Outro lado: "A indicação como 'réu' no site da Justiça Federal não está adequada a todos os aspectos processuais das diversas ações previstas em nossa legislação. De acordo com o art. 17, §7º, da Lei de Improbidade Administrativa, aquele que é acionado em ação de improbidade só passa a ser considerado réu caso o juiz entenda que a petição inicial deve ser processada. É a chamada fase de recebimento da ação, que antecede a citação. No caso deste processo, o Juízo da 1ª Vara Federal de Curitiba ainda não proferiu decisão sobre o recebimento da ação. Por este motivo, nenhuma das pessoas acionadas naquele processo é considerada juridicamente como réu, o que afasta qualquer impedimento com relação à Resolução do TCU. Esta ação decorre do Inquérito 4005, arquivado pelo Supremo Tribunal Federal por ausência de provas de qualquer conduta criminosa"

5 - Inquérito 4593 no STF: desvio de aproximadamente R$ 2 milhões na construção do Cais 5 e do Píer Petroleiro do porto de Suape. O caso foi enviado à 1ª instância em 2018, onde tramita desde então.
Outro lado: Inquérito em fase preliminar de investigação." ...
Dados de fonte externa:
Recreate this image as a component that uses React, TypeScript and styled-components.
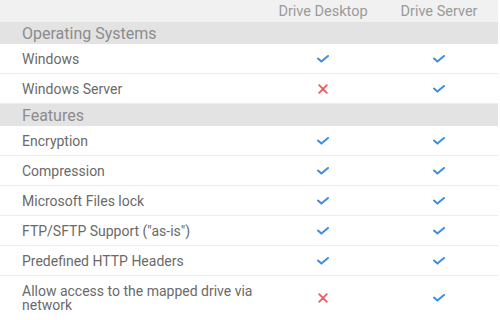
import React from "react";
import styled, { createGlobalStyle } from "styled-components";

const GlobalStyle = createGlobalStyle`
  body {
    margin: 0;
    background: #ffffff;
    font-family: Roboto, "Liberation Sans", sans-serif;
  }
`;

type Support = "yes" | "no";

type TFeature = {
  label: string;
  desktop: Support;
  server: Support;
};

type TSection = {
  title: string;
  rows: TFeature[];
};

const SECTIONS: TSection[] = [
  {
    title: "Operating Systems",
    rows: [
      { label: "Windows", desktop: "yes", server: "yes" },
      { label: "Windows Server", desktop: "no", server: "yes" },
    ],
  },
  {
    title: "Features",
    rows: [
      { label: "Encryption", desktop: "yes", server: "yes" },
      { label: "Compression", desktop: "yes", server: "yes" },
      { label: "Microsoft Files lock", desktop: "yes", server: "yes" },
      { label: "FTP/SFTP Support (\"as-is\")", desktop: "yes", server: "yes" },
      { label: "Predefined HTTP Headers", desktop: "yes", server: "yes" },
      {
        label: "Allow access to the mapped drive via network",
        desktop: "no",
        server: "yes",
      },
    ],
  },
];

const Table = styled.table`
  width: 498px;
  border-collapse: separate;
  border-spacing: 0;
  table-layout: fixed;
`;

const HeadCell = styled.th`
  height: 22px;
  padding: 0;
  background: #f1f1f1;
  font-size: 14.5px;
  font-weight: 400;
  color: #9a9a9a;
  text-align: center;
  vertical-align: middle;
`;

const SectionCell = styled.td`
  height: 22px;
  padding: 0 0 0 22px;
  background: #e3e3e4;
  font-size: 16px;
  color: #8c8c8c;
  vertical-align: middle;
`;

const LabelCell = styled.td<{ $last?: boolean }>`
  height: ${(p) => (p.$last ? "43px" : "29px")};
  padding: 0 12px 0 22px;
  border-bottom: ${(p) => (p.$last ? "none" : "1px solid #ececec")};
  font-size: 14px;
  line-height: 14px;
  color: #6a6a6a;
  vertical-align: middle;
`;

const MarkCell = styled.td<{ $last?: boolean }>`
  padding: 0;
  border-bottom: ${(p) => (p.$last ? "none" : "1px solid #ececec")};
  text-align: center;
  vertical-align: middle;
  line-height: 0;
`;

const Check = () => (
  <svg width="12" height="8" viewBox="0 0 12 8">
    <path
      d="M1 3.6 L4.4 6.6 L11 1"
      fill="none"
      stroke="#3a8fe4"
      strokeWidth="2"
      strokeLinecap="round"
      strokeLinejoin="round"
    />
  </svg>
);

const Cross = () => (
  <svg width="10" height="10" viewBox="0 0 10 10">
    <path
      d="M1.2 1.2 L8.8 8.8 M8.8 1.2 L1.2 8.8"
      fill="none"
      stroke="#ee5d5d"
      strokeWidth="1.8"
      strokeLinecap="round"
    />
  </svg>
);

const Mark = ({ value }: { value: Support }) =>
  value === "yes" ? <Check /> : <Cross />;

const App = () => {
  const lastSection = SECTIONS.length - 1;
  return (
    <>
      <GlobalStyle />
      <Table>
        <colgroup>
          <col style={{ width: 266 }} />
          <col style={{ width: 114 }} />
          <col style={{ width: 118 }} />
        </colgroup>
        <thead>
          <tr>
            <HeadCell />
            <HeadCell>Drive Desktop</HeadCell>
            <HeadCell>Drive Server</HeadCell>
          </tr>
        </thead>
        {SECTIONS.map((section, si) => (
          <tbody key={section.title}>
            <tr>
              <SectionCell colSpan={3}>{section.title}</SectionCell>
            </tr>
            {section.rows.map((row, ri) => {
              const last = si === lastSection && ri === section.rows.length - 1;
              return (
                <tr key={row.label}>
                  <LabelCell $last={last}>{row.label}</LabelCell>
                  <MarkCell $last={last}>
                    <Mark value={row.desktop} />
                  </MarkCell>
                  <MarkCell $last={last}>
                    <Mark value={row.server} />
                  </MarkCell>
                </tr>
              );
            })}
          </tbody>
        ))}
      </Table>
    </>
  );
};

export default App;
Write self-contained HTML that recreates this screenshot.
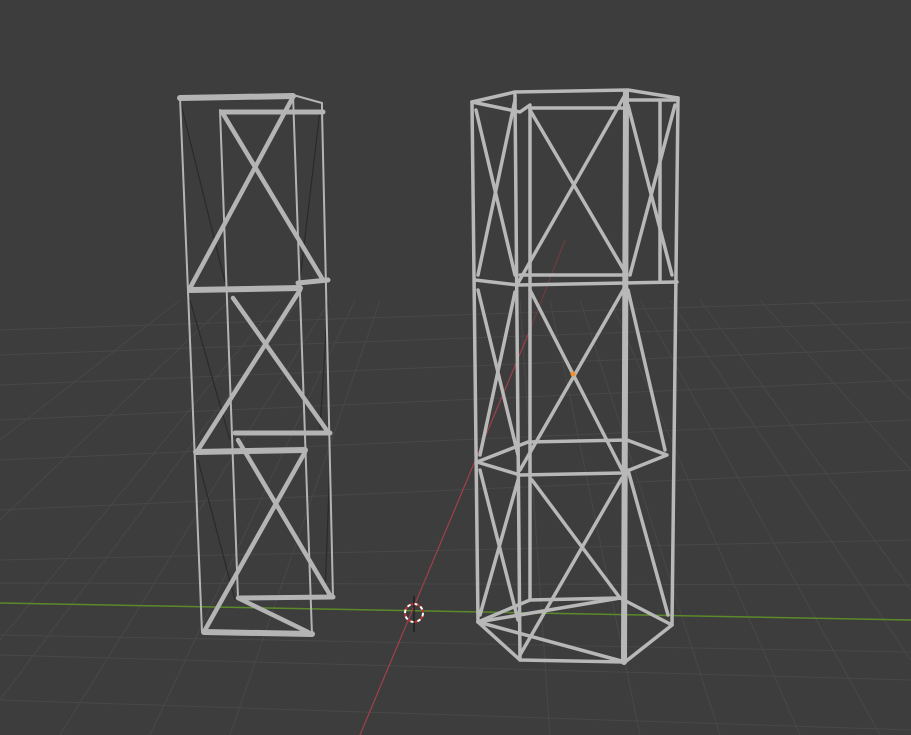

6 - Inquérito 4513 no STF: Segundo a PF, Fernando Bezerra e Fernando Bezerra Filho receberam direta e indiretamente R$ 10.443.900 pagos pelas empreiteiras OAS, Barbosa Mello e Constremac/Mendes Junior, entre os anos de 2012 e 2014, quando Fernando Bezerra era Ministro da Integração Nacional. Em novembro, o ministro Roberto Barroso enviou o caso para a 1ª instância,
Outro lado: "A Procuradoria-Geral da República pediu o arquivamento do inquérito por ausência de elementos que pudessem embasar eventual denúncia. Contrariando o parecer da PGR, o ministro Luís Roberto Barroso determinou o envio do inquérito para a 1ª instância. Neste caso, também, não há ação penal aberta em desfavor do senador Fernando Bezerra Coelho. O senador nega as acusações, baseadas tão somente nas palavras isoladas de pretensos colaboradores, sem apresentação de elementos comprobatórios."

RETOMO
O candidato a uma vaga no TCU tem de ter reputação ilibada. O Senado publicou uma resolução para definir em que isso consiste. Não pode ser indicado a uma vaga quem:
- seja alvo de ação penal por crime doloso contra a administração pública;
- seja réu em ação de improbidade administrativa;
- tenha tido contas relativas a cargo ou função pública rejeitadas por irregulares;
- seja alvo de sentença judicial (mesmo se houver recurso);
- tenha sido condenado a perda de cargo público ou tenha sido afastado de funções
.

Bezerra enviou aos senadores uma carta em que se diz apto a concorrer, anexando certidões negativas — emitidas por Receita, Justiça Federal e pelo próprio TCU — a indicar que ainda não é réu, embora seja assim chamado ao menos uma vez no site da Justiça Federal. Como se vê acima, sustenta ser um equívoco.

NÃO CONFUNDO
Todos sabem que não confundo política com delegacia de polícia. E não tomo acusação por investigação; investigação por condenação; condenação contra a qual cabe recurso por trânsito em julgado.

Acho, no entanto, que, dado que não se trata de um cargo no Executivo ou no Legislativo, mas em um órgão de controle, é preferível que haja menos explicações a dar. Isso não quer dizer que, naqueles dois Poderes, possa haver bandalheira. Trata-se aqui da tal máxima da mulher de César, que tem de parecer honesta, além de ser honesta. O fato de Bezerra Coelho ter se sentido obrigado a apresentar seis certidões negativas evidencia que ele pode e deve continuar no debate político. No TCU, por enquanto, como se diz na minha terra, "não orna".

Raramente houve a chance de se indicar alguém tão capaz para o tribunal como Kátia. E, como se nota, não se trata de mais um dos embates inconciliáveis entre governo e oposição. De vez em quando, um pouco de racionalidade não há de nos fazer mal.